-- Begin Given material --

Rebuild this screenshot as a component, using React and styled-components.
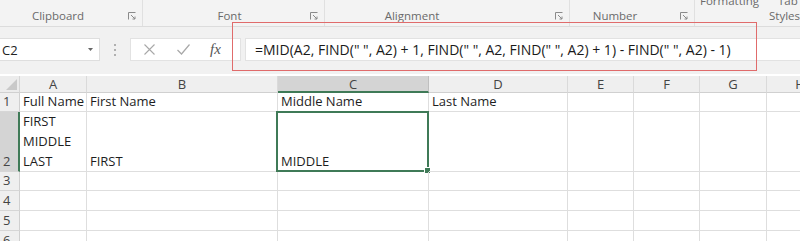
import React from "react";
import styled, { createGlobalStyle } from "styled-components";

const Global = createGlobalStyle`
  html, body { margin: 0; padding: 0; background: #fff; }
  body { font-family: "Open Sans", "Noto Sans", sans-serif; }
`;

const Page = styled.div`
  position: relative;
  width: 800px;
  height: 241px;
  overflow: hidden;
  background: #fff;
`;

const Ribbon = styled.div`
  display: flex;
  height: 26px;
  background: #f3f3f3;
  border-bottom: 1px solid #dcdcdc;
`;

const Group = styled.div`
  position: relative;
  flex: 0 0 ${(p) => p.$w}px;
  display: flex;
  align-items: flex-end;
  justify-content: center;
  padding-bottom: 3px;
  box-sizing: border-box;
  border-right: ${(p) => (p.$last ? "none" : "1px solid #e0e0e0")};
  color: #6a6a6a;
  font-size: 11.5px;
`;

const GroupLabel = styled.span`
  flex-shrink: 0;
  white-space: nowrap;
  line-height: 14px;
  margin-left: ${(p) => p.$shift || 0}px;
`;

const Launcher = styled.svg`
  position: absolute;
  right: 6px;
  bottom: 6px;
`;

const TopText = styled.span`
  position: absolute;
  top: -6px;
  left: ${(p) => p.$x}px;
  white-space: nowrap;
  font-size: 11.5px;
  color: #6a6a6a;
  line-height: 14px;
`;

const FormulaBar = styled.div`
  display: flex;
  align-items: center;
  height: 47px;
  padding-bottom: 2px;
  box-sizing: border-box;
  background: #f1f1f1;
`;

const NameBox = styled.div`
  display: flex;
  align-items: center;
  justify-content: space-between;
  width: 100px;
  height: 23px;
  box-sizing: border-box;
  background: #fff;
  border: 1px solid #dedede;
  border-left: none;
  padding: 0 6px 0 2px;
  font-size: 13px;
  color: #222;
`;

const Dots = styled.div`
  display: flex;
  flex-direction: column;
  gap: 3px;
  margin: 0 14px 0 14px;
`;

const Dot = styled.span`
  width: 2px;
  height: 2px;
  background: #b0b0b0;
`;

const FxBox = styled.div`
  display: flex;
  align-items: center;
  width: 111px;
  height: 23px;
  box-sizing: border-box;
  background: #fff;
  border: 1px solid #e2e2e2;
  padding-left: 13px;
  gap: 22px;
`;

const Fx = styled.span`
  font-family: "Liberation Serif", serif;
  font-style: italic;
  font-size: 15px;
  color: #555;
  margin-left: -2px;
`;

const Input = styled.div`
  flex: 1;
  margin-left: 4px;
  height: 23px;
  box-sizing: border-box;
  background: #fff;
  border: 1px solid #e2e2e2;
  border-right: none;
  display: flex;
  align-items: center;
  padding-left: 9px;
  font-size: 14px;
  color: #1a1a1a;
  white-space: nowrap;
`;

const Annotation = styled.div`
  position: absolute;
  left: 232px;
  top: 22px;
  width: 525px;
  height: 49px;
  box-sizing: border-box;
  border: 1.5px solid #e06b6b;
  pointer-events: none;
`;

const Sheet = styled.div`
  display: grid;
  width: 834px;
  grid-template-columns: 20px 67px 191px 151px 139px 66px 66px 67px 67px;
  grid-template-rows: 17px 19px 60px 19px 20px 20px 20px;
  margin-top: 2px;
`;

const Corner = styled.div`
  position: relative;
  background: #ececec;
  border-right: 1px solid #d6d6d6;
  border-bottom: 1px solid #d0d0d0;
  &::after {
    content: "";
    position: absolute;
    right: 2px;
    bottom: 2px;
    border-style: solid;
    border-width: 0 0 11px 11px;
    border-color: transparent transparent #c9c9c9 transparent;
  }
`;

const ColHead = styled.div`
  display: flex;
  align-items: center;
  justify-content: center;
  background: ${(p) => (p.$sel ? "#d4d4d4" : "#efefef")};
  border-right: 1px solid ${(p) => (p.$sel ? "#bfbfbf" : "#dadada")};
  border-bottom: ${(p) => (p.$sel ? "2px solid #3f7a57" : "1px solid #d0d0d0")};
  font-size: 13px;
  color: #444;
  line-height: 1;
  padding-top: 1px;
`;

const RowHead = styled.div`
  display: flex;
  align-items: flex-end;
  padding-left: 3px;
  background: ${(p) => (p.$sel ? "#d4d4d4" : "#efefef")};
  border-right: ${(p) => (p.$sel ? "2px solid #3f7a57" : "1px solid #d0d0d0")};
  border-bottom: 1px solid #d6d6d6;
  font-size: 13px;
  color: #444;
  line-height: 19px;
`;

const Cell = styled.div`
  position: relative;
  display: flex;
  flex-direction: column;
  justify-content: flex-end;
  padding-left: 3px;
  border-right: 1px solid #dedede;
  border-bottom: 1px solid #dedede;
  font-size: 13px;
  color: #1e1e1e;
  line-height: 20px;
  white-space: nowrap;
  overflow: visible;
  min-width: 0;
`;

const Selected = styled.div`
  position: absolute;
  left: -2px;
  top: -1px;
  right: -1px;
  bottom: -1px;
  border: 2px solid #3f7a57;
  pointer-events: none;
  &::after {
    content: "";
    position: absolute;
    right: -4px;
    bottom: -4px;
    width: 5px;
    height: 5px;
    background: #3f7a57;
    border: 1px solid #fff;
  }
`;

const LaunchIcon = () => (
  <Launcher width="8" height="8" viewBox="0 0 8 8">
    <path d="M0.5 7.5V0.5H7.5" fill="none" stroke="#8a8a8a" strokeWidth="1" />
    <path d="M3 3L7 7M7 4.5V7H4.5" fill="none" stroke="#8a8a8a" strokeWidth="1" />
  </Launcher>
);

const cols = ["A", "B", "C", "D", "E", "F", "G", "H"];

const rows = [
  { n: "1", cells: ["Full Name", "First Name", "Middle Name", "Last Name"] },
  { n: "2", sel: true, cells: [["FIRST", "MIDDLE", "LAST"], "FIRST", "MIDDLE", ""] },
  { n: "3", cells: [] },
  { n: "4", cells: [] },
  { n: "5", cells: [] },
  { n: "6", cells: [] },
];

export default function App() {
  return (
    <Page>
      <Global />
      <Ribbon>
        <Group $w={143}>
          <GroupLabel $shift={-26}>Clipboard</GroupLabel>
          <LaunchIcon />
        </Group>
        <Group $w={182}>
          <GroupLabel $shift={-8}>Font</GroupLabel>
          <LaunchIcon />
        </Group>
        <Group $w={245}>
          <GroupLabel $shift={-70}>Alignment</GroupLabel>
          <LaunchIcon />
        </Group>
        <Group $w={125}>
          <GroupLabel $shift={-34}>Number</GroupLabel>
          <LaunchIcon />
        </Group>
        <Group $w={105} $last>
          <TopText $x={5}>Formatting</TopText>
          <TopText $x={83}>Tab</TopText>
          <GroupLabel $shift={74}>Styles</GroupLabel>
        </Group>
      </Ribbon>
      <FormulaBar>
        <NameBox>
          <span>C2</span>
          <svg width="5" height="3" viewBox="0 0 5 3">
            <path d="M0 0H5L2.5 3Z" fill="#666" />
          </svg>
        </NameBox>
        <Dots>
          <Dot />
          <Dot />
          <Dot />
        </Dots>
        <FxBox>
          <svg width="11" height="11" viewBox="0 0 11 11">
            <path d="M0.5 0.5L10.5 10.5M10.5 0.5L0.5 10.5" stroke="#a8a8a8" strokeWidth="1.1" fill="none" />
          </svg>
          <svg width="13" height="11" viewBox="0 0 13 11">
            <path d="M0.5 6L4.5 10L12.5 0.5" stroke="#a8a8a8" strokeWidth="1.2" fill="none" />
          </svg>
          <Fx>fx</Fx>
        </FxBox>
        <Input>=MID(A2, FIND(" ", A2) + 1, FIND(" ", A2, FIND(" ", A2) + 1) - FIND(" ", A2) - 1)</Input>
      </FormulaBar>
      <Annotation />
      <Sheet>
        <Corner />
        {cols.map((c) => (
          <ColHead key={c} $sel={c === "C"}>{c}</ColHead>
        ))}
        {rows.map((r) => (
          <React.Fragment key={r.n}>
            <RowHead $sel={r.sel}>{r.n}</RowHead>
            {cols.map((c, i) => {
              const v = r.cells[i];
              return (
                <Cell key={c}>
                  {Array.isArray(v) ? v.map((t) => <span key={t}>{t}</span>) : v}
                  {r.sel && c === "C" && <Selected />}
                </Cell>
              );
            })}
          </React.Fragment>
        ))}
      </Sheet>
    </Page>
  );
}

-- End Given material --

Task statement: Of all the lines above, how many contain "React"? Give the number and nothing more.

Response: 4